Che c’entrava con tutti quei personaggi da grandi capitali, grande potere, grandi professionalità, da salotti vip, il vecchio Paride, celebre per il suo eskimo verde, il suo look affascinantella a Charles Bronson, a capo di un esercito di camalli, aristocrazia del mondo operaio genovese, scesi dalle 3500 unità degli anni Ottanta alle 900 dell’epoca attuale? Che c’entrava questo camallo, nato da padre anarchico a Vico Pisano, trasferito a Genova da bambino a vivere nella profonda periferia operaia, portuale occasionale da subito, ex pugile, dal fisico duro come una roccia, dalla parlata genovese secca come una frustata, dal carisma travolgente quando si metteva in testa a un corteo di camalli, gru e rimorchi portuali?

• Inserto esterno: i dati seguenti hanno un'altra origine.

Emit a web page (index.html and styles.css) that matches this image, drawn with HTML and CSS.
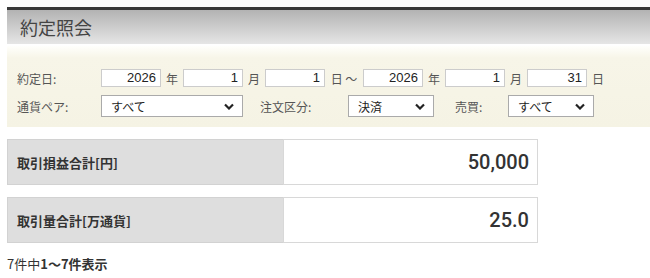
FILE: index.html
```html
<!DOCTYPE html>
<html lang="ja">
<head>
<meta charset="utf-8">
<link rel="stylesheet" href="styles.css">
</head>
<body>
<div class="page">
  <div class="header"><h1 class="title">約定照会</h1></div>
  <div class="panel">
    <div class="row">
      <span class="label">約定日:</span>
      <span class="field">2026</span><span class="unit">年</span>
      <span class="field">1</span><span class="unit">月</span>
      <span class="field">1</span><span class="unit wide">日 ～</span>
      <span class="field">2026</span><span class="unit">年</span>
      <span class="field">1</span><span class="unit">月</span>
      <span class="field">31</span><span class="unit">日</span>
    </div>
    <div class="row row2">
      <span class="label">通貨ペア:</span>
      <span class="select s-wide">すべて<svg class="chev" viewBox="0 0 10 7"><path d="M1 1.5 L5 5.5 L9 1.5" /></svg></span>
      <span class="label2 l-order">注文区分:</span>
      <span class="select s-small">決済<svg class="chev" viewBox="0 0 10 7"><path d="M1 1.5 L5 5.5 L9 1.5" /></svg></span>
      <span class="label2 l-side">売買:</span>
      <span class="select s-small">すべて<svg class="chev" viewBox="0 0 10 7"><path d="M1 1.5 L5 5.5 L9 1.5" /></svg></span>
    </div>
  </div>
  <div class="card">
    <div class="card-label">取引損益合計[円]</div>
    <div class="card-value">50,000</div>
  </div>
  <div class="card">
    <div class="card-label">取引量合計[万通貨]</div>
    <div class="card-value">25.0</div>
  </div>
  <p class="count">7件中<span class="bold">1～7件表示</span></p>
</div>
</body>
</html>
```
FILE: styles.css
```css
html, body {
  margin: 0;
  padding: 0;
  background: #fff;
}
.page {
  padding: 7px 0 0 7px;
  font-family: "Noto Sans CJK JP", "Noto Sans", sans-serif;
  color: #444;
}
.header {
  border-top: 3px solid #3a3a3a;
  height: 34px;
  background: linear-gradient(#b3b3b3, #e6e6e6);
  display: flex;
  align-items: center;
  padding-left: 13px;
}
.title {
  margin: 0;
  font-size: 18px;
  font-weight: normal;
  color: #444;
  line-height: 1;
}
.panel {
  margin-top: 2px;
  height: 81px;
  box-sizing: border-box;
  padding: 23px 0 0 10px;
  background: linear-gradient(#fffffc 0px, #f7f5e8 12px, #f5f3e4 100%);
}
.row {
  display: flex;
  align-items: center;
  height: 18px;
  font-size: 12px;
  color: #555;
}
.row2 {
  margin-top: 8px;
  height: 22px;
}
.label {
  width: 84px;
  flex: none;
}
.field {
  width: 60px;
  height: 18px;
  box-sizing: border-box;
  border: 1px solid #ccc;
  background: #fff;
  text-align: right;
  padding-right: 4px;
  font-family: "Liberation Sans", Arial, sans-serif;
  font-size: 13px;
  line-height: 16px;
  color: #222;
  flex: none;
}
.unit {
  width: 22px;
  text-align: center;
  flex: none;
}
.unit.wide {
  width: 38px;
}
.select {
  height: 22px;
  box-sizing: border-box;
  border: 1px solid #aaa;
  background: #fff;
  display: flex;
  align-items: center;
  justify-content: space-between;
  padding: 0 8px 0 9px;
  font-size: 12px;
  color: #222;
  flex: none;
}
.s-wide { width: 142px; }
.s-small { width: 86px; }
.chev {
  width: 10px;
  height: 7px;
  fill: none;
  stroke: #222;
  stroke-width: 2.2;
}
.label2 { flex: none; }
.l-order { width: 88px; margin-left: 17px; }
.l-side { width: 53px; margin-left: 21px; }
.card {
  display: flex;
  width: 531px;
  height: 46px;
  margin-top: 12px;
}
.card-label {
  width: 276px;
  box-sizing: border-box;
  background: #dedede;
  border: 1px solid #d2d2d2;
  border-right: none;
  display: flex;
  align-items: center;
  padding-left: 9px;
  font-size: 13px;
  font-weight: bold;
  color: #333;
}
.card-value {
  flex: 1;
  box-sizing: border-box;
  border: 1px solid #d8d8d8;
  background: #fff;
  display: flex;
  align-items: center;
  justify-content: flex-end;
  padding-right: 8px;
  font-family: Roboto, "Liberation Sans", sans-serif;
  font-size: 20px;
  font-weight: 500;
  color: #333;
}
.count {
  margin: 11px 0 0;
  font-size: 13px;
  color: #333;
}
.bold { font-weight: bold; }
```
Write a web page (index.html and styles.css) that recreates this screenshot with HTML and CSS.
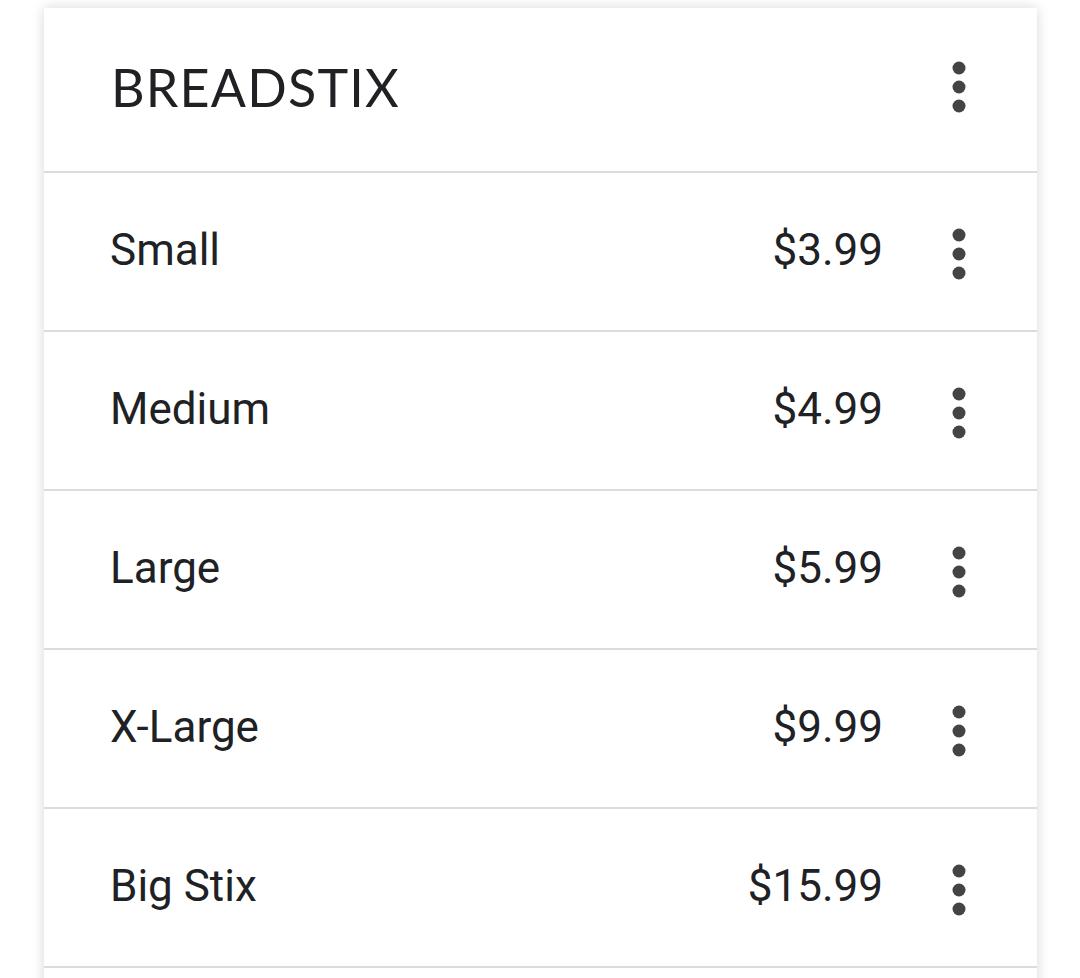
FILE: index.html
```html
<!DOCTYPE html>
<html lang="en">
<head>
    <meta charset="UTF-8">
    <meta name="viewport" content="width=device-width, initial-scale=1.0">
    <title>Breadstix</title>
    <link rel="stylesheet" href="styles.css">
</head>
<body>

<div class="page">
    <div class="card">
        <div class="card-header">
            <h1 class="title">BREADSTIX</h1>
            <button class="more" aria-label="More">
                <svg viewBox="0 0 14 52" width="14" height="52"><circle cx="7" cy="7" r="6.5"/><circle cx="7" cy="26" r="6.5"/><circle cx="7" cy="45" r="6.5"/></svg>
            </button>
        </div>

        <div class="item">
            <span class="name">Small</span>
            <span class="price">$3.99</span>
            <button class="more" aria-label="More">
                <svg viewBox="0 0 14 52" width="14" height="52"><circle cx="7" cy="7" r="6.5"/><circle cx="7" cy="26" r="6.5"/><circle cx="7" cy="45" r="6.5"/></svg>
            </button>
        </div>
        <div class="item">
            <span class="name">Medium</span>
            <span class="price">$4.99</span>
            <button class="more" aria-label="More">
                <svg viewBox="0 0 14 52" width="14" height="52"><circle cx="7" cy="7" r="6.5"/><circle cx="7" cy="26" r="6.5"/><circle cx="7" cy="45" r="6.5"/></svg>
            </button>
        </div>
        <div class="item">
            <span class="name">Large</span>
            <span class="price">$5.99</span>
            <button class="more" aria-label="More">
                <svg viewBox="0 0 14 52" width="14" height="52"><circle cx="7" cy="7" r="6.5"/><circle cx="7" cy="26" r="6.5"/><circle cx="7" cy="45" r="6.5"/></svg>
            </button>
        </div>
        <div class="item">
            <span class="name">X-Large</span>
            <span class="price">$9.99</span>
            <button class="more" aria-label="More">
                <svg viewBox="0 0 14 52" width="14" height="52"><circle cx="7" cy="7" r="6.5"/><circle cx="7" cy="26" r="6.5"/><circle cx="7" cy="45" r="6.5"/></svg>
            </button>
        </div>
        <div class="item">
            <span class="name">Big Stix</span>
            <span class="price">$15.99</span>
            <button class="more" aria-label="More">
                <svg viewBox="0 0 14 52" width="14" height="52"><circle cx="7" cy="7" r="6.5"/><circle cx="7" cy="26" r="6.5"/><circle cx="7" cy="45" r="6.5"/></svg>
            </button>
        </div>
        <div class="item"></div>
    </div>
</div>

</body>
</html>
```

FILE: styles.css
```css
body {
    margin: 0;
    background-color: #fff;
    font-family: Roboto, "Liberation Sans", sans-serif;
    color: #202124;
    overflow: hidden;
}
.page {
    padding: 8px 43px 0 44px;
}
.card {
    background-color: #fff;
    box-shadow: 0 0 12px rgba(0, 0, 0, 0.16);
}
.card-header {
    display: flex;
    align-items: center;
    height: 157px;
    padding: 0 54px 6px 67px;
    border-bottom: 2px solid #dadce0;
}
.title {
    flex: 1;
    margin: 0;
    font-family: Lato, sans-serif;
    font-size: 52px;
    font-weight: 400;
    letter-spacing: 1.2px;
}
.item {
    display: flex;
    align-items: center;
    height: 154px;
    padding: 0 54px 3px 66px;
    border-bottom: 2px solid #dcdcdc;
}
.name {
    flex: 1;
    font-size: 44px;
}
.price {
    font-size: 44px;
    margin-right: 52px;
}
.more {
    width: 48px;
    height: 56px;
    padding: 0;
    border: none;
    background: none;
    display: flex;
    align-items: center;
    justify-content: center;
    fill: #444;
}
.item .more {
    margin-top: 8px;
}
```
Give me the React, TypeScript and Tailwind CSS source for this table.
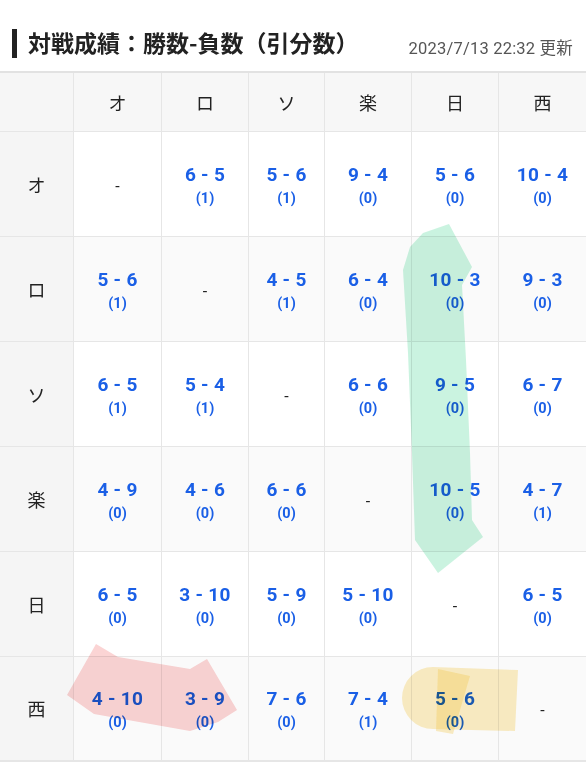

L’accusa lo aveva ferito forse ancora più della malattia che se lo sarebbe portato via nel tempo del processo, ma non aveva fiaccato quell’uomo che aveva il suo ufficio in quella palazzina bianca che sta sulla collina di san Benigno, in mezzo al porto, sopra la storica Sala Chiamata, dove ancora oggi attaccati al muro, davanti ai banconi per i portuali che aspettano la chiamata, ci sono le foto di Marx, Lenin, di Guido Rossa, l’operaio ucciso dalle Br che aveva denunciato in Tribunale.
Paride si era sempre battuto per i suoi camalli, semmai loro travolti dalla violenta trasformazione del porto, privatizzato rapidamente tra la fine degli Anni Ottanta e i primi anni Novanta, ridotti nel numero e isolati nella battaglia politica, dopo il crollo del muro e della Cortina di ferro. Lui, il Paride e loro erano rimasti marxisti e leninisti e dal Pci, che diventava Pds, Ds, Dp e anche Rifondazione Comunista, li separava lo stesso muro che cingeva le banchine del porto allontanandole dal resto della città.
Batini aveva dovuto mettersi la giacca e la cravatta (e bucava il video anche così) per trasformare la Compagnia in una azienda che si trovasse il lavoro sulle navi da sola. E se no i camalli sarebbero spariti dalla faccia dei moli, sostituiti da un altro personale scelto dai privati.
Che altra strada c’era, se non mettersi in concorrenza, chiedendo in concessione una banchina, confinante con quelle dei potenti terminalisti rimontanti sulle banchine private?
Anche questo Batini aveva provato a fare per salvare la Culmv, dopo avere combattuto a viso aperto la privatizzazione. Quando il ministro Dc dei Trasporti, il famoso Gianni Prandini da Brescia, poi travolto da Tangentopoli, gli aveva sparato i decreti per togliergli l’esclusiva dello scarico delle navi, Batini e i suoi viceconsoli, una domenica mattina, avevano preso la macchina e si erano presentati senza alcun preavviso a casa del ministro: muso duro, educazione e richiesta di spiegazioni. Era finita con un bicchiere di bianco e Paride era tornato a casa con qualche vantaggio per i suoi ed aveva perfino ringraziato per l’accoglienza quelli che lui chiamava “mangianebbia”.